The second dimension would be a vertical dimension in which more capable people move up the ladder (in the field). The key would be that moving up the ladder would be a function both of overall ability (independent of field), but also the "fit" in the particular field.

If I went into the art field I might be allowed to clean the brushes, even if I have a reasonably high overall ability, because the field is such a bad fit for me. If I decided to teach math, I could probably rise to a semi-successful high school teacher. If I want to teach and research economics, perhaps I can rise a little higher because it's a better fit for me.

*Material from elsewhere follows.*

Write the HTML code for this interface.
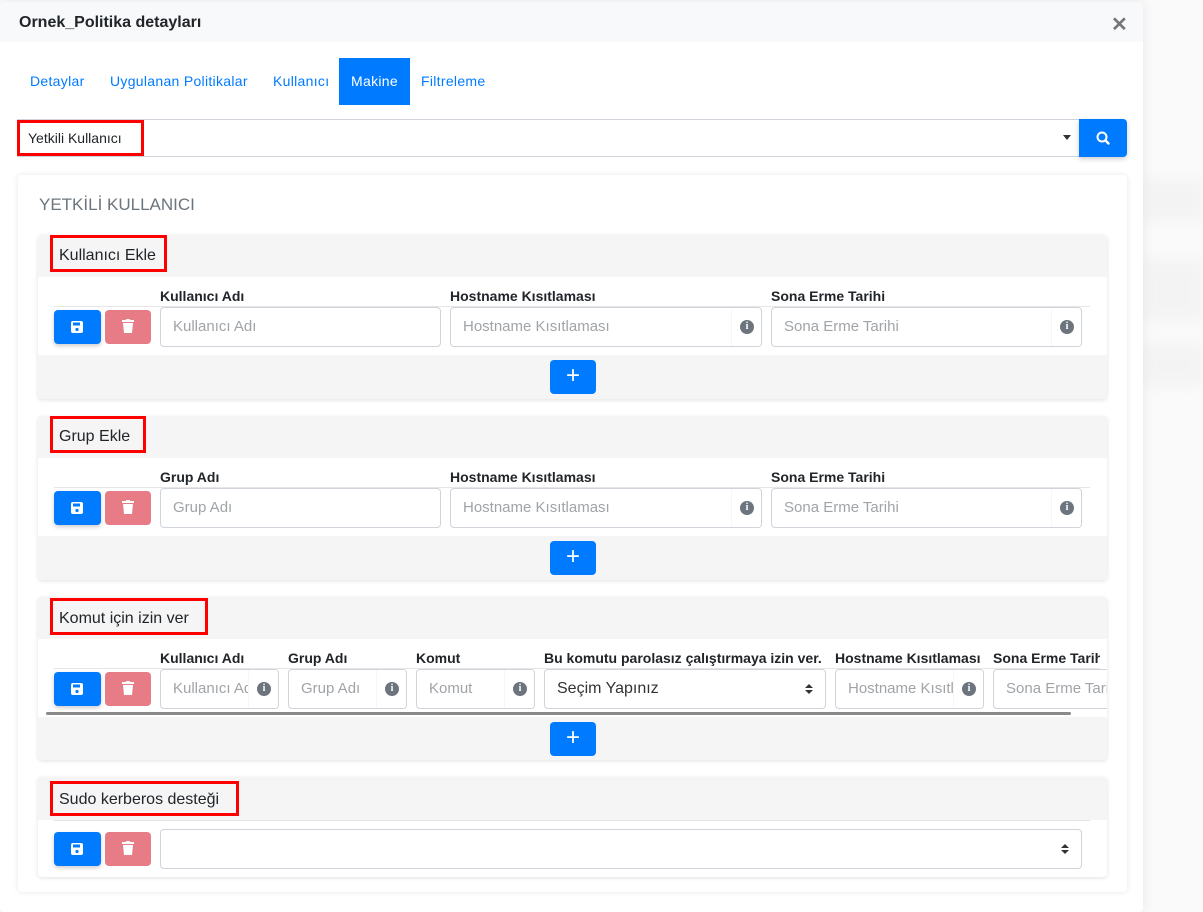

So how to do it? Well, each agent would have to have two describing statistics: field and ability. Let's say they're distributed between 0 and 1. The field could be a circle (i.e. it doesn't need to have a max and min). Say there are fields (each with one firm) distributed evenly around a Salope circle. Each has a ladder representing higher paying jobs in the field. The wage would then be a function both of the fit of the field and of ability.

Agents may or may not have any information about their field and ability when entering the labor market. After each job they learn more about each of those statistics, as do their employers. They (and their employers) have the option to move them up, move them down, keep them steady, or institute a search for a new field. If there's enough uncertainty and job search costs are high enough, most people will stay put. Those who have a good fit on the field but are on the margins in terms of ability will move up or down. Those who have a bad fit in the field will either quit or be fired.

This paper may have already been written. I feel like I've seen something like this, but I don't remember the model.